UK’s Tigon Pictures wasn’t active for very long, though they did leave behind a catalog of horror films with some standout examples, such as Witchfinder General and The Blood on Satan’s Claw. Mind you, I didn’t really like either of those films, but I can still appreciate them. Both were rather unpleasant films which seemed to wallow in cruelty. I thought their The Beast from the Cellar from 1971 would have been more my speed. It looked downright dowdy. Alas, I can’t imagine anybody wanting to see this more than once.
I assumed correctly this is a more genteel film than the studio’s usual fare. Beryl Reid and Flora Robson had already had extensive and distinguished careers on the screen. Here, they play sisters in their old house deep in the British countryside. Per the title, they have a horrible secret to keep, the unmentionable thing in the basement that has been sneaking out and killing people.
The men it kills are all military personnel who are doing some sort of training exercises in the area. I was deeply confused by a cold open of soldiers in tiny tank-like vehicles on wheels instead of treads, going around a forest as orange and purple smoke unfurls. The odd machines appear to only be large enough for a single occupant. They looked a bit like a Dalek, if you first squished it and painted it in camouflage.
One of their number gets stuck and phones in to say he is stuck on the moors. We see him doing that in daylight, so his peers must be real jerks for him to still be there at night. I almost joked that, if we was on the moors, he should watch out for the hound of Baskervilles–except he is suddenly attacked by the beast. Not the hound, mind you, but whatever is in that cellar. An inspector on the crime scene afterwards will ask, in all seriousness, whether the attack appeared to be from an animal-animal or a human animal. Does the world in which this film takes place have known werewolves, or other similar “were-“ creatures?
It isn’t much of a mystery what exactly is the thing the sisters think they have successfully walled-in under the house. In the meantime, there is much talk about the inability to get celery from the grocer. The sisters differ on their memories of dear old dad, who was a military man, himself. It isn’t exactly riveting stuff.
Reid and Hobson are good in these roles, but they simply aren’t given much to do. They aren’t even given much in the way of dialogue. Hobson can be a bit cruel and is prone to teasing her childlike sister. Reid is scared of storms and a bit of a hypochondriac. She is excited by the police investigation into the murders, and even that a pathologist was brought in by helicopter. As she excitedly asks Hobson of the victim, “Was he brutally and viciously slain?”

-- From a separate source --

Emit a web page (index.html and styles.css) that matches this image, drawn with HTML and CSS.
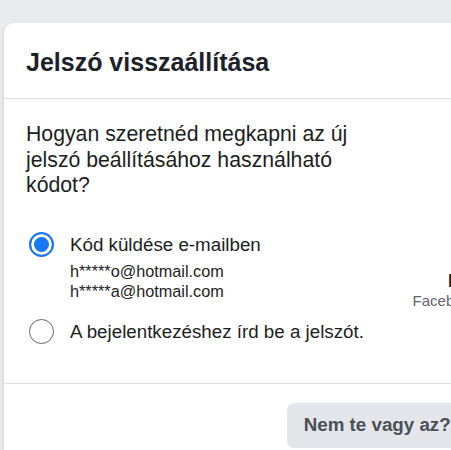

She is also obsessed with how things used to be. One of the few elements of the script which resonated for me was Hobson chastising Reid for having only happy memories of their father, though his “good days” became increasing fewer over the years. Reid begs her to stop, saying, “leave me something.” It is the only moment in the movie I found touching.
Being in the countryside at that time, there is a quaintness to the production, a nostalgia for an era which was already disappearing by that time. A local private (John Hamill) keeps dropping in just to ensure the elderly women are OK. A nurse played by Tessa Wyatt makes house calls.
But reality is intruding into the world of the sisters in much the same way violence suddenly disrupts the picture. The killings are all shown from the perspective of the beast, in handheld close-ups which make it impossible to tell exactly what is happening. In a way, I am grateful for that, as I am not a fan of gore. Alas, we do get some moments later where a corpse is shown with an eye popped out of the socket and Reid casually pushes it back in. As if the actress didn’t endure enough doing that, the climactic scene has her running all over the house and up stairs, and this had me genuinely concerned for her health.
Another way the modern world intrudes into The Beast in the Cellar is the soundtrack features a song by Edison Lighthouse, the studio concoction behind “Love Grows (Where My Rosemary Goes)”. The new track is curiously titled “She Works in a Woman’s Way” and I highly doubt it disturbed the charts. This movie is unlikely to disturb anybody, either, an odd mix of genres which never completely gels. One would think what is essentially a kitchen sink drama centered around a murderous monster would be fascinating, but it is instead neither fish nor fowl—or human-animal, fish-fowl, or whatever.